Items listed in a dataset:

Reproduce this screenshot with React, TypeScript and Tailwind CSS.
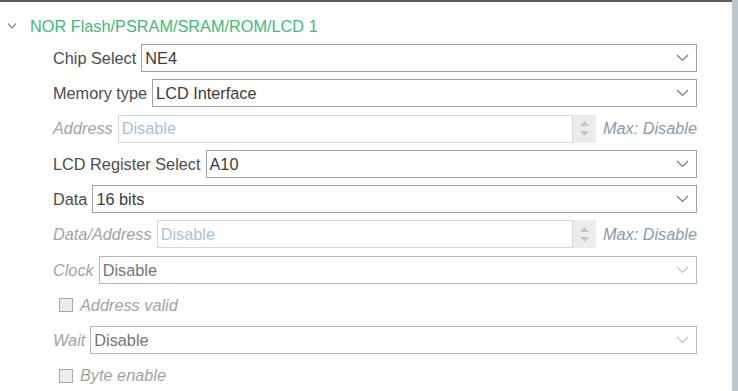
import type { ReactNode } from 'react';

const FONT = { fontFamily: '"Liberation Sans", Arial, sans-serif' };

function Chevron({ disabled }: { disabled?: boolean }) {
  return (
    <svg width="13" height="8" viewBox="0 0 13 8" className="shrink-0">
      <polyline
        points="1,1 6.5,6.5 12,1"
        fill="none"
        stroke={disabled ? '#c4c4c4' : '#7a7a7a'}
        strokeWidth="1.2"
      />
    </svg>
  );
}

function SelectRow({
  label,
  value,
  disabled,
}: {
  label: string;
  value: string;
  disabled?: boolean;
}) {
  return (
    <div className="flex items-center h-[28px] gap-[5px]">
      <span
        className={
          disabled ? 'italic text-[#a3a3a3] whitespace-nowrap' : 'text-[#4d4d4d] whitespace-nowrap'
        }
      >
        {label}
      </span>
      <div
        className={
          'flex-1 h-full flex items-center justify-between pl-[3px] pr-[7px] bg-white border ' +
          (disabled ? 'border-[#b8b8b8]' : 'border-[#a2a2a2]')
        }
      >
        <span className={disabled ? 'text-[#767676]' : 'text-[#3c3c3c]'}>{value}</span>
        <Chevron disabled={disabled} />
      </div>
    </div>
  );
}

function SpinRow({ label }: { label: string }) {
  return (
    <div className="flex items-center h-[28px] gap-[5px]">
      <span className="italic text-[#a3a3a3] whitespace-nowrap">{label}</span>
      <div className="flex-1 h-full flex items-center pl-[3px] bg-white border border-[#cddaea]">
        <span className="text-[#a9c2e0]">Disable</span>
      </div>
      <div className="-ml-[5px] w-[23px] h-full bg-[#ececec] flex flex-col items-center justify-center gap-[5px]">
        <svg width="9" height="5" viewBox="0 0 9 5">
          <polygon points="0,5 4.5,0 9,5" fill="#c6c6c6" />
        </svg>
        <svg width="9" height="5" viewBox="0 0 9 5">
          <polygon points="0,0 4.5,5 9,0" fill="#c6c6c6" />
        </svg>
      </div>
      <span className="ml-[2px] italic text-[#8a9aae] whitespace-nowrap">Max: Disable</span>
    </div>
  );
}

function CheckRow({ label }: { label: string }) {
  return (
    <div className="flex items-center h-[28px] gap-[7px] pl-[6px]">
      <div className="w-[14px] h-[14px] border border-[#a8a8a8] bg-[#ececec]" />
      <span className="italic text-[#a3a3a3]">{label}</span>
    </div>
  );
}

function Section({ title, children }: { title: string; children: ReactNode }) {
  return (
    <div>
      <div className="flex items-center gap-[13px] pl-[7px] h-[18px] mt-[15px]">
        <svg width="10" height="6" viewBox="0 0 10 6">
          <polyline points="1,0.5 5,5 9,0.5" fill="none" stroke="#8c8c8c" strokeWidth="1.2" />
        </svg>
        <span className="text-[#43b97c]">{title}</span>
      </div>
      <div className="flex flex-col gap-[7.3px] mt-[9px] pl-[53px] pr-[35px]">{children}</div>
    </div>
  );
}

export default function App() {
  return (
    <div className="w-[738px] h-[391px] flex bg-white overflow-hidden text-[16.3px]" style={FONT}>
      <div className="flex-1 border-t-2 border-[#5e5e5e]">
        <Section title="NOR Flash/PSRAM/SRAM/ROM/LCD 1">
          <SelectRow label="Chip Select" value="NE4" />
          <SelectRow label="Memory type" value="LCD Interface" />
          <SpinRow label="Address" />
          <SelectRow label="LCD Register Select" value="A10" />
          <SelectRow label="Data" value="16 bits" />
          <SpinRow label="Data/Address" />
          <SelectRow label="Clock" value="Disable" disabled />
          <CheckRow label="Address valid" />
          <SelectRow label="Wait" value="Disable" disabled />
          <CheckRow label="Byte enable" />
        </Section>
      </div>
      <div className="w-[6px] bg-[#bcc6cb]" />
    </div>
  );
}
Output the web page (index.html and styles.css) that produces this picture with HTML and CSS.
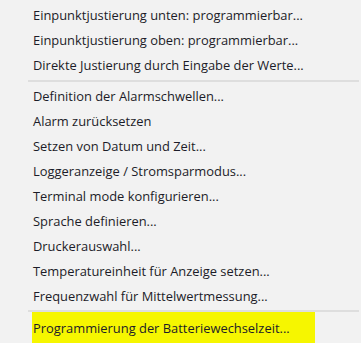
FILE: index.html
```html
<!DOCTYPE html>
<html lang="de">
<head>
    <meta charset="UTF-8">
    <meta name="viewport" content="width=device-width, initial-scale=1.0">
    <title>Menü</title>
    <link rel="stylesheet" href="styles.css">
</head>
<body>
    <div class="menu">
        <div class="item">Einpunktjustierung unten: programmierbar...</div>
        <div class="item">Einpunktjustierung oben: programmierbar...</div>
        <div class="item">Direkte Justierung durch Eingabe der Werte...</div>
        <div class="separator"></div>
        <div class="item">Definition der Alarmschwellen...</div>
        <div class="item">Alarm zurücksetzen</div>
        <div class="item">Setzen von Datum und Zeit...</div>
        <div class="item">Loggeranzeige / Stromsparmodus...</div>
        <div class="item">Terminal mode konfigurieren...</div>
        <div class="item">Sprache definieren...</div>
        <div class="item">Druckerauswahl...</div>
        <div class="item">Temperatureinheit für Anzeige setzen...</div>
        <div class="item">Frequenzwahl für Mittelwertmessung...</div>
        <div class="separator last"></div>
        <div class="item marked"><span class="mark">Programmierung der Batteriewechselzeit...</span></div>
    </div>
</body>
</html>
```

FILE: styles.css
```css
html, body {
    margin: 0;
    height: 100%;
}
body {
    font-family: 'Open Sans', 'Noto Sans', sans-serif;
    font-size: 12.9px;
    background-color: #f2f2f2;
    color: #1c1c28;
    overflow: hidden;
}
.menu {
    padding-top: 3px;
}
.item {
    height: 25px;
    line-height: 25px;
    padding-left: 33px;
    white-space: nowrap;
}
.separator {
    height: 6px;
    margin-left: 28px;
    margin-right: 2px;
    display: flex;
    align-items: center;
}
.separator::after {
    content: '';
    flex: 1;
    height: 2px;
    background-color: #dedede;
}
.separator.last {
    height: 3px;
    align-items: flex-end;
}
.item.marked {
    padding-left: 32px;
    height: auto;
}
.mark {
    display: block;
    width: 282px;
    height: 40px;
    padding-left: 1px;
    padding-top: 4px;
    background-color: #f6f600;
}
```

*EXERCISE*: Go through the data above and transcribe it in full, omitting any image.

*ANSWER TO THE TASK*:
Reproduce this screenshot with React, TypeScript and Tailwind CSS.
import type { ReactNode } from 'react';

const FONT = { fontFamily: '"Liberation Sans", Arial, sans-serif' };

function Chevron({ disabled }: { disabled?: boolean }) {
  return (
    <svg width="13" height="8" viewBox="0 0 13 8" className="shrink-0">
      <polyline
        points="1,1 6.5,6.5 12,1"
        fill="none"
        stroke={disabled ? '#c4c4c4' : '#7a7a7a'}
        strokeWidth="1.2"
      />
    </svg>
  );
}

function SelectRow({
  label,
  value,
  disabled,
}: {
  label: string;
  value: string;
  disabled?: boolean;
}) {
  return (
    <div className="flex items-center h-[28px] gap-[5px]">
      <span
        className={
          disabled ? 'italic text-[#a3a3a3] whitespace-nowrap' : 'text-[#4d4d4d] whitespace-nowrap'
        }
      >
        {label}
      </span>
      <div
        className={
          'flex-1 h-full flex items-center justify-between pl-[3px] pr-[7px] bg-white border ' +
          (disabled ? 'border-[#b8b8b8]' : 'border-[#a2a2a2]')
        }
      >
        <span className={disabled ? 'text-[#767676]' : 'text-[#3c3c3c]'}>{value}</span>
        <Chevron disabled={disabled} />
      </div>
    </div>
  );
}

function SpinRow({ label }: { label: string }) {
  return (
    <div className="flex items-center h-[28px] gap-[5px]">
      <span className="italic text-[#a3a3a3] whitespace-nowrap">{label}</span>
      <div className="flex-1 h-full flex items-center pl-[3px] bg-white border border-[#cddaea]">
        <span className="text-[#a9c2e0]">Disable</span>
      </div>
      <div className="-ml-[5px] w-[23px] h-full bg-[#ececec] flex flex-col items-center justify-center gap-[5px]">
        <svg width="9" height="5" viewBox="0 0 9 5">
          <polygon points="0,5 4.5,0 9,5" fill="#c6c6c6" />
        </svg>
        <svg width="9" height="5" viewBox="0 0 9 5">
          <polygon points="0,0 4.5,5 9,0" fill="#c6c6c6" />
        </svg>
      </div>
      <span className="ml-[2px] italic text-[#8a9aae] whitespace-nowrap">Max: Disable</span>
    </div>
  );
}

function CheckRow({ label }: { label: string }) {
  return (
    <div className="flex items-center h-[28px] gap-[7px] pl-[6px]">
      <div className="w-[14px] h-[14px] border border-[#a8a8a8] bg-[#ececec]" />
      <span className="italic text-[#a3a3a3]">{label}</span>
    </div>
  );
}

function Section({ title, children }: { title: string; children: ReactNode }) {
  return (
    <div>
      <div className="flex items-center gap-[13px] pl-[7px] h-[18px] mt-[15px]">
        <svg width="10" height="6" viewBox="0 0 10 6">
          <polyline points="1,0.5 5,5 9,0.5" fill="none" stroke="#8c8c8c" strokeWidth="1.2" />
        </svg>
        <span className="text-[#43b97c]">{title}</span>
      </div>
      <div className="flex flex-col gap-[7.3px] mt-[9px] pl-[53px] pr-[35px]">{children}</div>
    </div>
  );
}

export default function App() {
  return (
    <div className="w-[738px] h-[391px] flex bg-white overflow-hidden text-[16.3px]" style={FONT}>
      <div className="flex-1 border-t-2 border-[#5e5e5e]">
        <Section title="NOR Flash/PSRAM/SRAM/ROM/LCD 1">
          <SelectRow label="Chip Select" value="NE4" />
          <SelectRow label="Memory type" value="LCD Interface" />
          <SpinRow label="Address" />
          <SelectRow label="LCD Register Select" value="A10" />
          <SelectRow label="Data" value="16 bits" />
          <SpinRow label="Data/Address" />
          <SelectRow label="Clock" value="Disable" disabled />
          <CheckRow label="Address valid" />
          <SelectRow label="Wait" value="Disable" disabled />
          <CheckRow label="Byte enable" />
        </Section>
      </div>
      <div className="w-[6px] bg-[#bcc6cb]" />
    </div>
  );
}
Output the web page (index.html and styles.css) that produces this picture with HTML and CSS.
FILE: index.html
```html
<!DOCTYPE html>
<html lang="de">
<head>
    <meta charset="UTF-8">
    <meta name="viewport" content="width=device-width, initial-scale=1.0">
    <title>Menü</title>
    <link rel="stylesheet" href="styles.css">
</head>
<body>
    <div class="menu">
        <div class="item">Einpunktjustierung unten: programmierbar...</div>
        <div class="item">Einpunktjustierung oben: programmierbar...</div>
        <div class="item">Direkte Justierung durch Eingabe der Werte...</div>
        <div class="separator"></div>
        <div class="item">Definition der Alarmschwellen...</div>
        <div class="item">Alarm zurücksetzen</div>
        <div class="item">Setzen von Datum und Zeit...</div>
        <div class="item">Loggeranzeige / Stromsparmodus...</div>
        <div class="item">Terminal mode konfigurieren...</div>
        <div class="item">Sprache definieren...</div>
        <div class="item">Druckerauswahl...</div>
        <div class="item">Temperatureinheit für Anzeige setzen...</div>
        <div class="item">Frequenzwahl für Mittelwertmessung...</div>
        <div class="separator last"></div>
        <div class="item marked"><span class="mark">Programmierung der Batteriewechselzeit...</span></div>
    </div>
</body>
</html>
```

FILE: styles.css
```css
html, body {
    margin: 0;
    height: 100%;
}
body {
    font-family: 'Open Sans', 'Noto Sans', sans-serif;
    font-size: 12.9px;
    background-color: #f2f2f2;
    color: #1c1c28;
    overflow: hidden;
}
.menu {
    padding-top: 3px;
}
.item {
    height: 25px;
    line-height: 25px;
    padding-left: 33px;
    white-space: nowrap;
}
.separator {
    height: 6px;
    margin-left: 28px;
    margin-right: 2px;
    display: flex;
    align-items: center;
}
.separator::after {
    content: '';
    flex: 1;
    height: 2px;
    background-color: #dedede;
}
.separator.last {
    height: 3px;
    align-items: flex-end;
}
.item.marked {
    padding-left: 32px;
    height: auto;
}
.mark {
    display: block;
    width: 282px;
    height: 40px;
    padding-left: 1px;
    padding-top: 4px;
    background-color: #f6f600;
}
```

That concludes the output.